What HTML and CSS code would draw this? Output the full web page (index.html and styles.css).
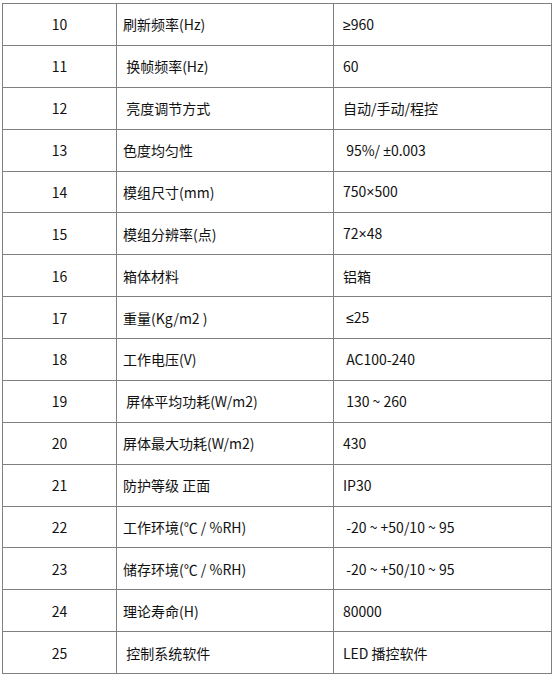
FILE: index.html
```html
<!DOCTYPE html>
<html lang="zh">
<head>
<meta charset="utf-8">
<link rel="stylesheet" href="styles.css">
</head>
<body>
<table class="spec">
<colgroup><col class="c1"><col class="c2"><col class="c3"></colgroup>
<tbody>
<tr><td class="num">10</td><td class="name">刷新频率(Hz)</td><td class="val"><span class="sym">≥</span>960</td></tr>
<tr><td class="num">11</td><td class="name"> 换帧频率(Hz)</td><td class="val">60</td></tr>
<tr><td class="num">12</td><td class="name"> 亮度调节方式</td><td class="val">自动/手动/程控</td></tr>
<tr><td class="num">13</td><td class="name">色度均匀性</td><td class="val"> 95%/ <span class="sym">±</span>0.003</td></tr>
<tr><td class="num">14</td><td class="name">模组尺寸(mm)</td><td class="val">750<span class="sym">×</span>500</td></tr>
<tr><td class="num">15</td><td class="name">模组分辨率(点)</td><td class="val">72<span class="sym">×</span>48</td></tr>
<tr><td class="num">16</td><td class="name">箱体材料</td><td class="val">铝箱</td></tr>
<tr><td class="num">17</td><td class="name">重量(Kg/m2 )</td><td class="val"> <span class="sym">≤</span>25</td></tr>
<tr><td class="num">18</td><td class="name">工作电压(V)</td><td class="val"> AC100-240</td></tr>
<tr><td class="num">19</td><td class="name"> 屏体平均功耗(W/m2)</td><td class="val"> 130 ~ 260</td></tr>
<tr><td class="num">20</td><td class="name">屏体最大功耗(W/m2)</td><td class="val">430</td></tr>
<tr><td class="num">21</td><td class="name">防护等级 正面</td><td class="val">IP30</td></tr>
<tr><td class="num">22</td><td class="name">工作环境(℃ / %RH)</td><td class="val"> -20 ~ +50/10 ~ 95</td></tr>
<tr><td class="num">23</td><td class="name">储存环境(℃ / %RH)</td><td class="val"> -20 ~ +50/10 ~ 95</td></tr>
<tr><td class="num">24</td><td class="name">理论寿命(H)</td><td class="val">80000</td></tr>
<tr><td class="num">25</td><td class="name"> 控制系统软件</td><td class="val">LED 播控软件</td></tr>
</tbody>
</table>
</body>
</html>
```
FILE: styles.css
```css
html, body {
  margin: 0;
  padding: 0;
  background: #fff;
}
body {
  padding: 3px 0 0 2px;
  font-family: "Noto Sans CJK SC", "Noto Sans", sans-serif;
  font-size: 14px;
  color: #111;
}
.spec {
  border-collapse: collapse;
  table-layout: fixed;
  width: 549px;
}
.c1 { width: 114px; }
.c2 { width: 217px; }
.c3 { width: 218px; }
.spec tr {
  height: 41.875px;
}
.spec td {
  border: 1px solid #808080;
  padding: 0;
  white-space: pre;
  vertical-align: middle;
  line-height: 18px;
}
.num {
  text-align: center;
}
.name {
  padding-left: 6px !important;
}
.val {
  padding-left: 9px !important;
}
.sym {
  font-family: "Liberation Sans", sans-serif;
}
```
******
* **Your instructions**:
Give back only a number, the number of lines where the string "index" occurs.

* **Result of this exercise**:
2